Output every line exactly as written. Leave out pictures.

DATA IN THIS EXERCISE start

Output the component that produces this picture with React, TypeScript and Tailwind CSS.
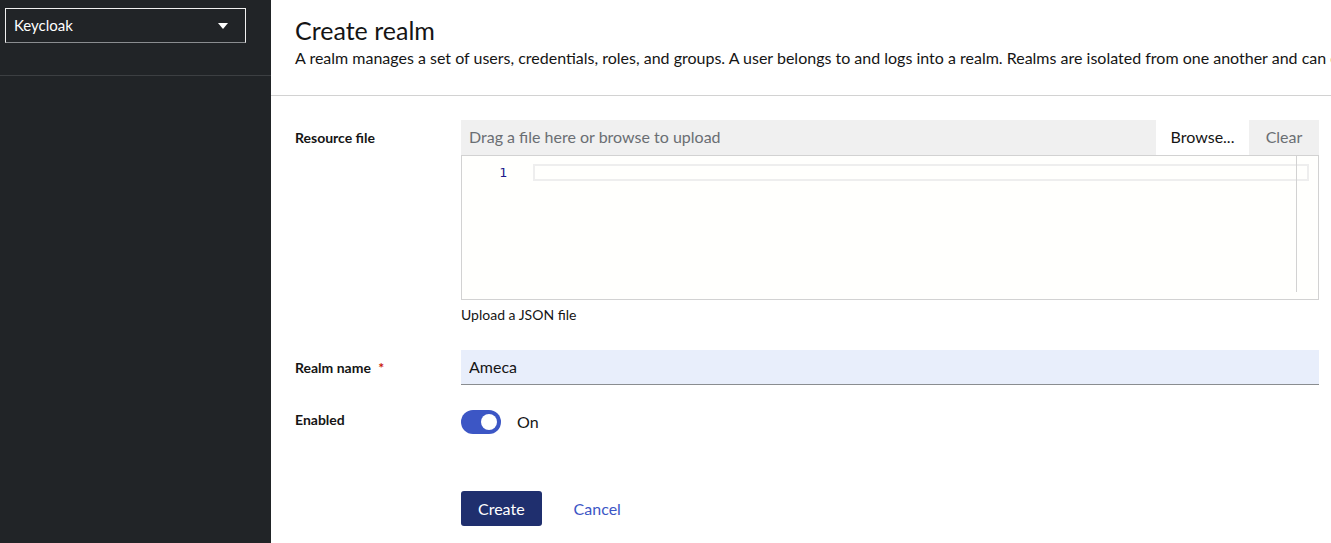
import { useState } from 'react';

const font = { fontFamily: 'Lato, "Open Sans", "Liberation Sans", sans-serif' };

const Sidebar = () => (
  <aside className="w-[271px] shrink-0 bg-[#212427]">
    <div className="pt-2 px-[5px] pb-[32px] border-b border-[#3c3f42]">
      <button className="w-[241px] h-[35px] flex items-center justify-between pl-2 pr-[17px] border border-[#f0f0f0] border-b-[#8a8d90] text-white text-[15px]">
        <span>Keycloak</span>
        <svg width="10" height="6" viewBox="0 0 10 6">
          <path d="M0 0h10L5 6z" fill="#ffffff" />
        </svg>
      </button>
    </div>
  </aside>
);

const CodeEditor = () => (
  <div className="relative h-[145px] border border-[#d2d2d2] bg-[#fffffd]">
    <div className="flex pt-2">
      <div className="w-[71px] pr-[26px] text-right text-[13px] leading-[17px] text-[#1d1a8c]" style={{ fontFamily: '"DejaVu Sans Mono", monospace' }}>
        1
      </div>
      <div className="flex-1 mr-[9px] h-[17px] border-2 border-[#eeeeee]" />
    </div>
    <div className="absolute left-[834px] top-0 h-[136px] w-px bg-[#d2d2d2]" />
  </div>
);

const Toggle = ({ on, onChange }: { on: boolean; onChange: () => void }) => (
  <button onClick={onChange} className="flex items-center gap-4">
    <span className={`w-10 h-6 rounded-full flex items-center px-1 ${on ? 'bg-[#3c56c5] justify-end' : 'bg-[#8a8d90] justify-start'}`}>
      <span className="w-4 h-4 rounded-full bg-white" />
    </span>
    <span className="text-base text-[#151515]">{on ? 'On' : 'Off'}</span>
  </button>
);

export default function App() {
  const [enabled, setEnabled] = useState(true);

  return (
    <div className="flex h-[543px] w-[1331px] overflow-hidden" style={font}>
      <Sidebar />
      <main className="flex-1 min-w-0 bg-white overflow-hidden">
        {/* Header */}
        <section className="pl-6 pt-[15px] pb-[25px] border-b border-[#d2d2d2]">
          <h1 className="text-[25px] leading-[31px] text-[#151515]">Create realm</h1>
          <p className="text-base leading-6 text-[#151515] whitespace-nowrap">
            A realm manages a set of users, credentials, roles, and groups. A user belongs to and logs into a realm. Realms are isolated from one another and can only manage and authenticate the users that they control.
          </p>
        </section>

        {/* Form */}
        <section className="pl-6 pr-3 pt-6 flex flex-col">
          <div className="grid grid-cols-[166px_1fr]">
            <label className="pt-[8px] text-sm font-bold text-[#151515]">Resource file</label>
            <div>
              <div className="flex h-[35px] bg-[#f0f0f0]">
                <div className="flex-1 flex items-center px-2 pb-px text-base text-[#6a6e73]">Drag a file here or browse to upload</div>
                <button className="w-[93px] pb-px bg-white text-base text-[#151515]">Browse...</button>
                <button className="w-[70px] pb-px text-base text-[#6a6e73]">Clear</button>
              </div>
              <CodeEditor />
              <div className="mt-[5px] text-sm leading-5 text-[#151515]">Upload a JSON file</div>
            </div>
          </div>

          <div className="grid grid-cols-[166px_1fr] mt-[25px]">
            <label className="pt-[8px] text-sm font-bold text-[#151515]">
              Realm name <span className="ml-1 text-[#c9190b]">*</span>
            </label>
            <input
              defaultValue="Ameca"
              className="h-[35px] px-2 pb-px text-base text-[#151515] bg-[#e8eefb] border-b border-[#8a8d90] outline-none"
            />
          </div>

          <div className="grid grid-cols-[166px_1fr] mt-[25px]">
            <label className="text-sm font-bold text-[#151515]">Enabled</label>
            <div>
              <Toggle on={enabled} onChange={() => setEnabled(!enabled)} />
            </div>
          </div>

          <div className="grid grid-cols-[166px_1fr] mt-[57px]">
            <div />
            <div className="flex gap-4">
              <button className="h-[35px] px-[17px] rounded-[3px] bg-[#1f2f6e] text-white text-base">Create</button>
              <button className="h-[35px] px-4 text-[#3c56c5] text-base">Cancel</button>
            </div>
          </div>
        </section>
      </main>
    </div>
  );
}
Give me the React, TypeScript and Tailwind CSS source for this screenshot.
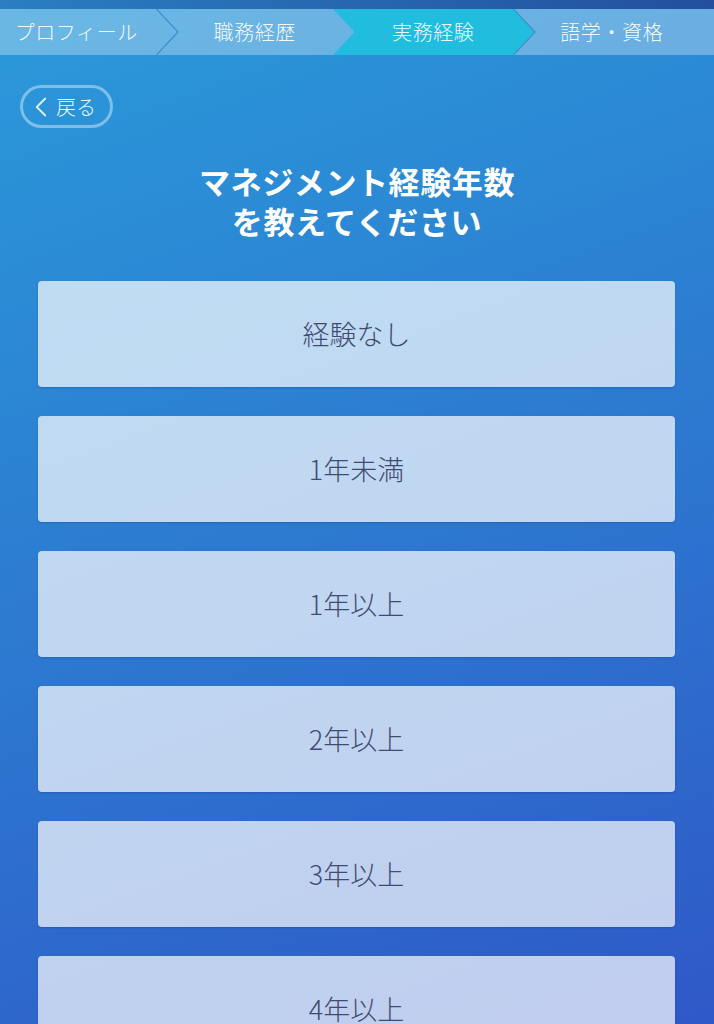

DATA IN THIS EXERCISE end

**REPLY**
Output the component that produces this picture with React, TypeScript and Tailwind CSS.
import { useState } from 'react';

const font = { fontFamily: 'Lato, "Open Sans", "Liberation Sans", sans-serif' };

const Sidebar = () => (
  <aside className="w-[271px] shrink-0 bg-[#212427]">
    <div className="pt-2 px-[5px] pb-[32px] border-b border-[#3c3f42]">
      <button className="w-[241px] h-[35px] flex items-center justify-between pl-2 pr-[17px] border border-[#f0f0f0] border-b-[#8a8d90] text-white text-[15px]">
        <span>Keycloak</span>
        <svg width="10" height="6" viewBox="0 0 10 6">
          <path d="M0 0h10L5 6z" fill="#ffffff" />
        </svg>
      </button>
    </div>
  </aside>
);

const CodeEditor = () => (
  <div className="relative h-[145px] border border-[#d2d2d2] bg-[#fffffd]">
    <div className="flex pt-2">
      <div className="w-[71px] pr-[26px] text-right text-[13px] leading-[17px] text-[#1d1a8c]" style={{ fontFamily: '"DejaVu Sans Mono", monospace' }}>
        1
      </div>
      <div className="flex-1 mr-[9px] h-[17px] border-2 border-[#eeeeee]" />
    </div>
    <div className="absolute left-[834px] top-0 h-[136px] w-px bg-[#d2d2d2]" />
  </div>
);

const Toggle = ({ on, onChange }: { on: boolean; onChange: () => void }) => (
  <button onClick={onChange} className="flex items-center gap-4">
    <span className={`w-10 h-6 rounded-full flex items-center px-1 ${on ? 'bg-[#3c56c5] justify-end' : 'bg-[#8a8d90] justify-start'}`}>
      <span className="w-4 h-4 rounded-full bg-white" />
    </span>
    <span className="text-base text-[#151515]">{on ? 'On' : 'Off'}</span>
  </button>
);

export default function App() {
  const [enabled, setEnabled] = useState(true);

  return (
    <div className="flex h-[543px] w-[1331px] overflow-hidden" style={font}>
      <Sidebar />
      <main className="flex-1 min-w-0 bg-white overflow-hidden">
        {/* Header */}
        <section className="pl-6 pt-[15px] pb-[25px] border-b border-[#d2d2d2]">
          <h1 className="text-[25px] leading-[31px] text-[#151515]">Create realm</h1>
          <p className="text-base leading-6 text-[#151515] whitespace-nowrap">
            A realm manages a set of users, credentials, roles, and groups. A user belongs to and logs into a realm. Realms are isolated from one another and can only manage and authenticate the users that they control.
          </p>
        </section>

        {/* Form */}
        <section className="pl-6 pr-3 pt-6 flex flex-col">
          <div className="grid grid-cols-[166px_1fr]">
            <label className="pt-[8px] text-sm font-bold text-[#151515]">Resource file</label>
            <div>
              <div className="flex h-[35px] bg-[#f0f0f0]">
                <div className="flex-1 flex items-center px-2 pb-px text-base text-[#6a6e73]">Drag a file here or browse to upload</div>
                <button className="w-[93px] pb-px bg-white text-base text-[#151515]">Browse...</button>
                <button className="w-[70px] pb-px text-base text-[#6a6e73]">Clear</button>
              </div>
              <CodeEditor />
              <div className="mt-[5px] text-sm leading-5 text-[#151515]">Upload a JSON file</div>
            </div>
          </div>

          <div className="grid grid-cols-[166px_1fr] mt-[25px]">
            <label className="pt-[8px] text-sm font-bold text-[#151515]">
              Realm name <span className="ml-1 text-[#c9190b]">*</span>
            </label>
            <input
              defaultValue="Ameca"
              className="h-[35px] px-2 pb-px text-base text-[#151515] bg-[#e8eefb] border-b border-[#8a8d90] outline-none"
            />
          </div>

          <div className="grid grid-cols-[166px_1fr] mt-[25px]">
            <label className="text-sm font-bold text-[#151515]">Enabled</label>
            <div>
              <Toggle on={enabled} onChange={() => setEnabled(!enabled)} />
            </div>
          </div>

          <div className="grid grid-cols-[166px_1fr] mt-[57px]">
            <div />
            <div className="flex gap-4">
              <button className="h-[35px] px-[17px] rounded-[3px] bg-[#1f2f6e] text-white text-base">Create</button>
              <button className="h-[35px] px-4 text-[#3c56c5] text-base">Cancel</button>
            </div>
          </div>
        </section>
      </main>
    </div>
  );
}
Give me the React, TypeScript and Tailwind CSS source for this screenshot.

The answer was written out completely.